The next issue returns to the bait-and-switch. Pivoting away from the inner man, or the mind, has the unfortunate consequence of collapsing all emotions to behavior. David is supposedly human because he loves his mother, but Spielberg consistently shows that David has no idea what love really means.
The greatest problem with the film is that it consistently undermines its own hypothetical. First of all, there’s the imprinting. This removes free will from the equation. If someone says, “I love you,” while a gun is pressed to their head, then that declaration isn’t sincere. Why? Because choice is a fundamental component of love.

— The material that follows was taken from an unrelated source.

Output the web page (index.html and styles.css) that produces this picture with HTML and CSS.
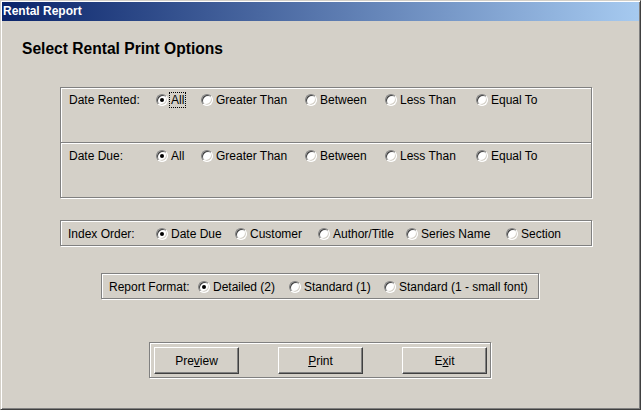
FILE: index.html
```html
<!doctype html>
<html>
<head>
  <link rel="stylesheet" href="styles.css">
</head>
<body>
  <div class="window">
    <div class="titlebar">Rental Report</div>
    <div class="content">
      <h1 class="heading">Select Rental Print Options</h1>

      <div class="group dates">
        <div class="sect">
          <div class="row date-row">
            <span class="label">Date Rented:</span>
            <span class="opt"><i class="radio on"></i><span class="focus">All</span></span>
            <span class="opt"><i class="radio"></i>Greater Than</span>
            <span class="opt"><i class="radio"></i>Between</span>
            <span class="opt"><i class="radio"></i>Less Than</span>
            <span class="opt"><i class="radio"></i>Equal To</span>
          </div>
        </div>
        <div class="sect">
          <div class="row date-row">
            <span class="label">Date Due:</span>
            <span class="opt"><i class="radio on"></i>All</span>
            <span class="opt"><i class="radio"></i>Greater Than</span>
            <span class="opt"><i class="radio"></i>Between</span>
            <span class="opt"><i class="radio"></i>Less Than</span>
            <span class="opt"><i class="radio"></i>Equal To</span>
          </div>
        </div>
      </div>

      <div class="group single index">
        <div class="row index-row">
          <span class="label">Index Order:</span>
          <span class="opt"><i class="radio on"></i>Date Due</span>
          <span class="opt"><i class="radio"></i>Customer</span>
          <span class="opt"><i class="radio"></i>Author/Title</span>
          <span class="opt"><i class="radio"></i>Series Name</span>
          <span class="opt"><i class="radio"></i>Section</span>
        </div>
      </div>

      <div class="group single format">
        <div class="row format-row">
          <span class="label">Report Format:</span>
          <span class="opt"><i class="radio on"></i>Detailed (2)</span>
          <span class="opt"><i class="radio"></i>Standard (1)</span>
          <span class="opt"><i class="radio"></i>Standard (1 - small font)</span>
        </div>
      </div>

      <div class="group buttons">
        <button class="btn">Pre<u>v</u>iew</button>
        <button class="btn"><u>P</u>rint</button>
        <button class="btn">E<u>x</u>it</button>
      </div>
    </div>
  </div>
</body>
</html>
```

FILE: styles.css
```css
body{
  margin: 0;
  background: #d4d0c8;
  font-family: "Liberation Sans", Arial, sans-serif;
  font-size: 12px;
  color: #000;
}
.window{
  width: 641px;
  height: 410px;
  box-sizing: border-box;
  padding: 1px;
  background: #d4d0c8;
  border: 1px solid;
  border-color: #d4d0c8 #404040 #404040 #d4d0c8;
  box-shadow: inset 1px 1px 0 #fff, inset -1px -1px 0 #808080;
}
.titlebar{
  height: 19px;
  line-height: 19px;
  padding-left: 1px;
  background: linear-gradient(to right, #0a246a, #a6caf0);
  color: #fff;
  font-weight: bold;
  font-size: 12px;
}
.content{
  display: flex;
  flex-direction: column;
  align-items: flex-start;
}
.heading{
  margin: 18px 0 0 20px;
  font-size: 15.6px;
  line-height: 19px;
  font-weight: bold;
}

/* etched group boxes */
.group{
  box-sizing: border-box;
  border: 1px solid #808080;
  box-shadow: inset 1px 1px 0 #fff, 1px 1px 0 #fff;
}
.dates{
  margin: 29px 0 0 58px;
  width: 532px;
}
.sect{
  box-sizing: border-box;
  height: 54px;
  padding: 5px 0 0 8px;
}
.sect + .sect{
  height: 55px;
  padding-top: 6px;
  border-top: 1px solid #808080;
  box-shadow: inset 0 1px 0 #fff;
}
.single{
  height: 26px;
  padding: 6px 0 0 7px;
}
.index{
  margin: 22px 0 0 58px;
  width: 532px;
}
.format{
  margin: 27px 0 0 99px;
  width: 438px;
}

.row{
  display: grid;
  align-items: center;
  height: 14px;
  line-height: 14px;
  white-space: nowrap;
}
.date-row{ grid-template-columns: 87px 45px 104px 80px 91px auto; }
.index-row{ grid-template-columns: 88px 79px 83px 88px 100px auto; }
.format-row{ grid-template-columns: 89px 91px 95px auto; }

.opt{
  display: flex;
  align-items: center;
}
.radio{
  position: relative;
  width: 12px;
  height: 12px;
  box-sizing: border-box;
  margin-right: 3px;
  border-radius: 50%;
  border: 1px solid;
  border-color: #808080 #fff #fff #808080;
  box-shadow: inset 1px 1px 0 #404040, inset -1px -1px 0 #d4d0c8;
  background: #fff;
  flex: none;
}
.radio.on::after{
  content: "";
  position: absolute;
  left: 3px;
  top: 3px;
  width: 4px;
  height: 4px;
  border-radius: 50%;
  background: #000;
}
.focus{
  display: inline-block;
  border: 1px dotted #000;
  margin: -1px -2px -1px -2px;
  padding: 0 1px;
  line-height: 14px;
}

.buttons{
  display: flex;
  gap: 39px;
  margin: 43px 0 0 147px;
  padding: 4px 3px 3px 4px;
}
.btn{
  width: 85px;
  height: 27px;
  padding: 0;
  background: #d4d0c8;
  font-family: "Liberation Sans", Arial, sans-serif;
  font-size: 12px;
  color: #000;
  border: 1px solid;
  border-color: #fff #404040 #404040 #fff;
  box-shadow: inset -1px -1px 0 #808080;
  border-radius: 0;
}
```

Imprinting is coercion; therefore, it cannot be love.
Then there is David’s lack of empathy for his brother and father and his lack of emotion when the clone of his mother dies. If a robot is indistinguishable from “real,” then so is his cloned mother, yet David doesn’t mourn her loss. He crawls into bed with her and may very well have “died” too.
Humans recognize these distinctions. They recognize the value of free will, the value of empathy for others, the distinction between love and coercion. The movie does not. David’s obsession is called “love” because to do otherwise would be to acknowledge the abstract, which the writers cannot afford to do. If they did, then the accusations of mimicry are thrown back on the board, and they have no refutation.
But ideas like love, beauty, and so on are part of the human experience because humans sense them. They don’t always agree on the particulars, but they intuitively know that these ideas exist. Even if these concepts exist on a gradient, so does the spectrum of light. And just because a human cannot sense beauty with nerve endings does not mean that the human is not sensing something and reacting to it.
If a man touches a hot plate, he recoils. If he sees a beautiful sunset, he reflects. That’s a response to stimulus. That’s a sense. Premise A doesn’t work because the whole claim is relying on sense data, but it intentionally ignores senses that detect ideas. But these ideas affect the human experience, and anything that exists has an effect.